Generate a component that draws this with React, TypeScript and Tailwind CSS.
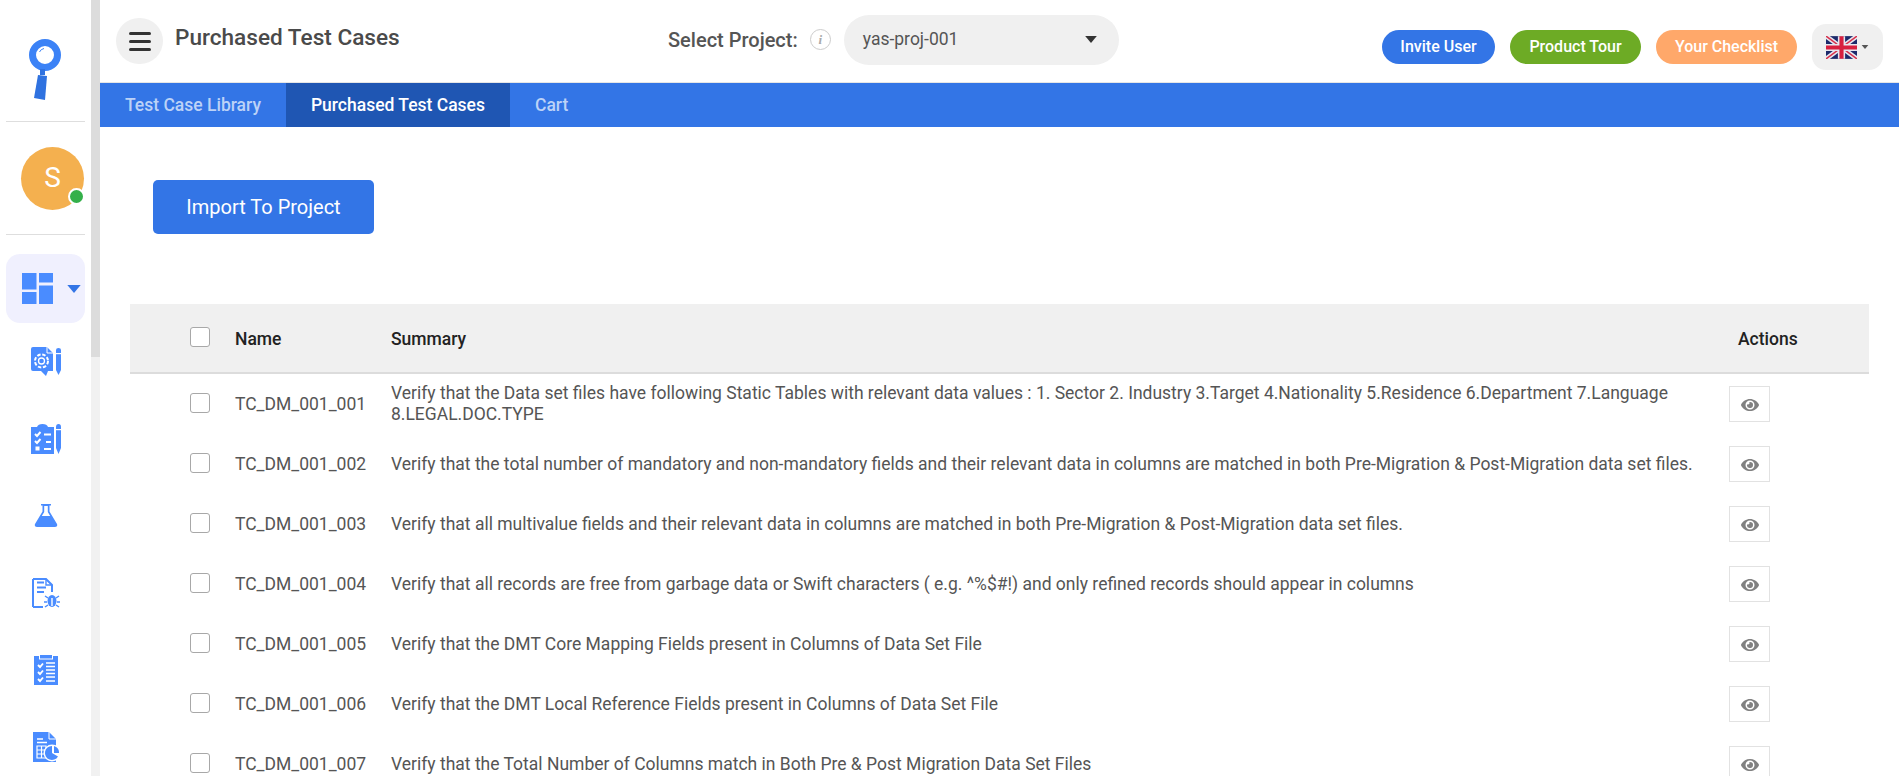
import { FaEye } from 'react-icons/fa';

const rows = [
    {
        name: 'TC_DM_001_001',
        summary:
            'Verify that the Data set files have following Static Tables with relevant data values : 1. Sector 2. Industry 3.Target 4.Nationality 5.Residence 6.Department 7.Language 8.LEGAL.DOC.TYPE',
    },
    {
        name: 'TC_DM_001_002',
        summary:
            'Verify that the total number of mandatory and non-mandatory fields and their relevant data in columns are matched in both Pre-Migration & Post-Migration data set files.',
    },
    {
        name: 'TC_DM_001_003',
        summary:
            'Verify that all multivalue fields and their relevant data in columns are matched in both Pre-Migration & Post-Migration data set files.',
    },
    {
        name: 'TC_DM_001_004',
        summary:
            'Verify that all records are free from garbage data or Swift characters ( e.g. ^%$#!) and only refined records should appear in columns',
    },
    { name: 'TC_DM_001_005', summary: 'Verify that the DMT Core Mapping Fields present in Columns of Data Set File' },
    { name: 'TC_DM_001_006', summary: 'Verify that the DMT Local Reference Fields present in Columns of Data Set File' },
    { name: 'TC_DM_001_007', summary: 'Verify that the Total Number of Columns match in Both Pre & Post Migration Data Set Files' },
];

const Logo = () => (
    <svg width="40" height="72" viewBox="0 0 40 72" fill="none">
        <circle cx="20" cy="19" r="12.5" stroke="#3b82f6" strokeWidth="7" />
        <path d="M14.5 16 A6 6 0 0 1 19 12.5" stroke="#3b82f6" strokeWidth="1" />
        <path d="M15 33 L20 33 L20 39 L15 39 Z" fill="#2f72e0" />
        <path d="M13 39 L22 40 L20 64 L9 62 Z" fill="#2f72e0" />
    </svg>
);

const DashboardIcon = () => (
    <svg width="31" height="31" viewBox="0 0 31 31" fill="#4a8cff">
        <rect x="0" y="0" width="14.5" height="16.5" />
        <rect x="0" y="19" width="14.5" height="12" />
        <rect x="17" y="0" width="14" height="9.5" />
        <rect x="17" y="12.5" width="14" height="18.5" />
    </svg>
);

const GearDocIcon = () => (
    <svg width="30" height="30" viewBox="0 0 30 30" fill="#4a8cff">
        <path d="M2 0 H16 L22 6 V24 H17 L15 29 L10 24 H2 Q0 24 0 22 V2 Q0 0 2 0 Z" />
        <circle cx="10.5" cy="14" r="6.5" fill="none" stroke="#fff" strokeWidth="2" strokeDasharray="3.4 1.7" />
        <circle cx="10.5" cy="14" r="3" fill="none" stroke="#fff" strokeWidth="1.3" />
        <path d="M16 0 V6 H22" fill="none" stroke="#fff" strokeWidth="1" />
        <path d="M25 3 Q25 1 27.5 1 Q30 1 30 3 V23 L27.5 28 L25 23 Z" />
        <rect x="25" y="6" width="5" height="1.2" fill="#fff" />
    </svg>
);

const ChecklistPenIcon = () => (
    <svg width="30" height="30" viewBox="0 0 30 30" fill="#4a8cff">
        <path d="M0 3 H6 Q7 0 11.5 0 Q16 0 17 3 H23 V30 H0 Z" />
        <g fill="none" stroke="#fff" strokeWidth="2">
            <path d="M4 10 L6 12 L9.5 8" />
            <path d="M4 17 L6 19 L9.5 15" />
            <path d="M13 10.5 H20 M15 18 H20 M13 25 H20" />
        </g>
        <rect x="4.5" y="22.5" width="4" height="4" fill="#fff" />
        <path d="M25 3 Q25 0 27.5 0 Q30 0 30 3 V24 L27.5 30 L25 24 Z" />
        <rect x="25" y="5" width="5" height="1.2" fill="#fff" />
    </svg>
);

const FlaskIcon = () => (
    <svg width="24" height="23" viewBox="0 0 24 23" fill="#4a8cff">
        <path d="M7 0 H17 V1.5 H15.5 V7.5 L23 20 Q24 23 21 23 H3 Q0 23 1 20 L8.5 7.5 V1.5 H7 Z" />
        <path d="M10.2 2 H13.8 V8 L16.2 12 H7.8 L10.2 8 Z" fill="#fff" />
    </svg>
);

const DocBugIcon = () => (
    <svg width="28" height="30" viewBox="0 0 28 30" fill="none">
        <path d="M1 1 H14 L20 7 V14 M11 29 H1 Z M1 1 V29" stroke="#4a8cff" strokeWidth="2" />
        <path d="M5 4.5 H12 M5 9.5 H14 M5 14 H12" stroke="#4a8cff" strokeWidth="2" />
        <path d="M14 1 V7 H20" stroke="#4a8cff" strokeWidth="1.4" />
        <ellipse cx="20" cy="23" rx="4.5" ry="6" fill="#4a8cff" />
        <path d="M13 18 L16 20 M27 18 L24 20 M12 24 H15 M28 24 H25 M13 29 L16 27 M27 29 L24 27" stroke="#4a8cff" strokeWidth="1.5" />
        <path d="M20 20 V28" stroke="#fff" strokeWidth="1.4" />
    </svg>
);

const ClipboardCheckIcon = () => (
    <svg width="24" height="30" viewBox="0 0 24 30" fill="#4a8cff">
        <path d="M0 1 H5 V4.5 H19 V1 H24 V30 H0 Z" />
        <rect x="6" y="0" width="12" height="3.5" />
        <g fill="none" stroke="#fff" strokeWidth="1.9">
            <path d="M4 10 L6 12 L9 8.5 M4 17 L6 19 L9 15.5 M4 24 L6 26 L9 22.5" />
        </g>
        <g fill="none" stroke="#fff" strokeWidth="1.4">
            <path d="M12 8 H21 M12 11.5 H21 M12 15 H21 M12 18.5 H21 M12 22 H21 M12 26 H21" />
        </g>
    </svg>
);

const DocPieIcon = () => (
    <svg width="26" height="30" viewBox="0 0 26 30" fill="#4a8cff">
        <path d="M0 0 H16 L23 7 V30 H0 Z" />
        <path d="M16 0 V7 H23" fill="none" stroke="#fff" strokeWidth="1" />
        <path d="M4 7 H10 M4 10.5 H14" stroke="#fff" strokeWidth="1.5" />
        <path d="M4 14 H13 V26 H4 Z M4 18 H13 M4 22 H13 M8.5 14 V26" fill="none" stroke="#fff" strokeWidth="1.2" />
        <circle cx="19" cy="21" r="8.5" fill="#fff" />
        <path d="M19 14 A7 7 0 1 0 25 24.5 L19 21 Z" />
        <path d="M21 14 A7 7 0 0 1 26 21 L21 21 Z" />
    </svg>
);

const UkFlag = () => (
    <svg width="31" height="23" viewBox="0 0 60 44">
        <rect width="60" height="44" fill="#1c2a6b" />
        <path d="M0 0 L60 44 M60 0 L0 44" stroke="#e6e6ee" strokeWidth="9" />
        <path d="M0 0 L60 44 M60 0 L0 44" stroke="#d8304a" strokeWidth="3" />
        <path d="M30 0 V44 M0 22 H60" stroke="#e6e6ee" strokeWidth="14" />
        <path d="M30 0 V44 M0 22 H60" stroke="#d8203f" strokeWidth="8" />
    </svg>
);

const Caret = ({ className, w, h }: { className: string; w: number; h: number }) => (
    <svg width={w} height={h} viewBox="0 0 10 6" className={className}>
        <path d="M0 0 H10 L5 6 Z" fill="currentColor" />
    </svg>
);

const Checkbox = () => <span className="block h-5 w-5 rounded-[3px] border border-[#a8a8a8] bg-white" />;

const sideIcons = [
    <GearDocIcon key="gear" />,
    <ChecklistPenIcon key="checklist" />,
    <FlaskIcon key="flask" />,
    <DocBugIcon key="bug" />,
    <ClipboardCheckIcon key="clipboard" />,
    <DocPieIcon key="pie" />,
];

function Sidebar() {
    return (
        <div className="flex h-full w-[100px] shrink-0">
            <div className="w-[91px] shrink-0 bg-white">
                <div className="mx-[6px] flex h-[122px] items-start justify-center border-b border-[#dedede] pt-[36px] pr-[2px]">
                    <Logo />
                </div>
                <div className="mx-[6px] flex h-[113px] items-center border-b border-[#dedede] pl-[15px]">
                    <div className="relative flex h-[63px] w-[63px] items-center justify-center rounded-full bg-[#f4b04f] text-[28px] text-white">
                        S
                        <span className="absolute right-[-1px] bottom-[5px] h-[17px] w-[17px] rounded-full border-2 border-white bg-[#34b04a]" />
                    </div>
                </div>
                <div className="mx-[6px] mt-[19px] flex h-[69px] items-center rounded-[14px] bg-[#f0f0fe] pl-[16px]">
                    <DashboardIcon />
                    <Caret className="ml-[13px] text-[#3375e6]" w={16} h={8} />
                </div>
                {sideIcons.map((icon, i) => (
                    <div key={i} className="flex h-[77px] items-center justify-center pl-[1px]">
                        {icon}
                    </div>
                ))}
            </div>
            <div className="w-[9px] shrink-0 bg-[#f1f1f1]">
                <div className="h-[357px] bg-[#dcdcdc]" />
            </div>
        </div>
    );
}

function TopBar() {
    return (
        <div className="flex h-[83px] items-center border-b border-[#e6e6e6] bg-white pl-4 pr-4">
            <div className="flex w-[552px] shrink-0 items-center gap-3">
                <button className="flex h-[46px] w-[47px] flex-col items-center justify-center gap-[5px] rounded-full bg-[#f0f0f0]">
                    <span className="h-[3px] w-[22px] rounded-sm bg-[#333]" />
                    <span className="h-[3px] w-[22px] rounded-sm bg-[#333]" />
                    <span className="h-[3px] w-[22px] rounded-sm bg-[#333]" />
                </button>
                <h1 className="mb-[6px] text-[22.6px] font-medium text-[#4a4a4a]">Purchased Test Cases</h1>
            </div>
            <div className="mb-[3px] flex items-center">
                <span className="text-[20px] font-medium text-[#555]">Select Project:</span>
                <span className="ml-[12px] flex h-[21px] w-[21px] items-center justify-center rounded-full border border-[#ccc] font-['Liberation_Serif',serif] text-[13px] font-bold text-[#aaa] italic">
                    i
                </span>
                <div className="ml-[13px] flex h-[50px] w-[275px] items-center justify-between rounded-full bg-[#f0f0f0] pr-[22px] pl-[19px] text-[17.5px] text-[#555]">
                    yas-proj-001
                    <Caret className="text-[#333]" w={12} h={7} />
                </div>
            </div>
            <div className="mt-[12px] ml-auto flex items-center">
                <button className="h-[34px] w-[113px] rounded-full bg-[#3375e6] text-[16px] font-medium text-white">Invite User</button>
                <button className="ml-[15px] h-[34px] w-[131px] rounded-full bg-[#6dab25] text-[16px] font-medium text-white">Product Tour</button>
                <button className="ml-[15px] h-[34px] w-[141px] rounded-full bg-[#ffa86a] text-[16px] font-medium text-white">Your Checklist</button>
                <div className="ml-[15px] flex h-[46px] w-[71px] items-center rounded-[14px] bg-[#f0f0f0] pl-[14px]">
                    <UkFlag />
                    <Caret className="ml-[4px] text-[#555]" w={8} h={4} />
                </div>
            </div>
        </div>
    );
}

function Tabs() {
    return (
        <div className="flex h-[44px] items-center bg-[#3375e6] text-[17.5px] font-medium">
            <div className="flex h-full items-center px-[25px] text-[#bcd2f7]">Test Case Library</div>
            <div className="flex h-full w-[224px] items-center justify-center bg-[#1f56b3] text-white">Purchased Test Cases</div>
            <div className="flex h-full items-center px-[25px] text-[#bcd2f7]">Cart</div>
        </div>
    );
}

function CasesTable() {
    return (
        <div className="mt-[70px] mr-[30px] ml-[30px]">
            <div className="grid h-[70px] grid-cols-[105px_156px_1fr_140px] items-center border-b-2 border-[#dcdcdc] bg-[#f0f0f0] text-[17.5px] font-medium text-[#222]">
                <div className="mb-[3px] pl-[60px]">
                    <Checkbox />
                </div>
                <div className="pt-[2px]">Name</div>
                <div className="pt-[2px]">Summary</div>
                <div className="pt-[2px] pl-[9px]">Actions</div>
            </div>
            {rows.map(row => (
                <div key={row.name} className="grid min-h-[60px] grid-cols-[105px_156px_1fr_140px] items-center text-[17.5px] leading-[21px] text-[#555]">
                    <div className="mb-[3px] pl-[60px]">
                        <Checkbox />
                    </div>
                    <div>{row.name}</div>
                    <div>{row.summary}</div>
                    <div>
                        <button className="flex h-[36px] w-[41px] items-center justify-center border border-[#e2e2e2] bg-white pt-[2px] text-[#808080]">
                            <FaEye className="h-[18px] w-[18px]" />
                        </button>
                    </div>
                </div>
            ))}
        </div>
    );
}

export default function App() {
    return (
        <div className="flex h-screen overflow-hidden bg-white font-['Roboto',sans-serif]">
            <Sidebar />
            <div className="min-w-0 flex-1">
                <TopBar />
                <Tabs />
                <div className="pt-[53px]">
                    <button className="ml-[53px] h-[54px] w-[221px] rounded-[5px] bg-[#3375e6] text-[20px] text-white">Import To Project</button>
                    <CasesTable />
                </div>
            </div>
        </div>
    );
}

What the task asks — Lines of the material that contain the word "with" are to be gathered.

Full response —
Generate a component that draws this with React, TypeScript and Tailwind CSS.
            'Verify that the Data set files have following Static Tables with relevant data values : 1. Sector 2. Industry 3.Target 4.Nationality 5.Residence 6.Department 7.Language 8.LEGAL.DOC.TYPE',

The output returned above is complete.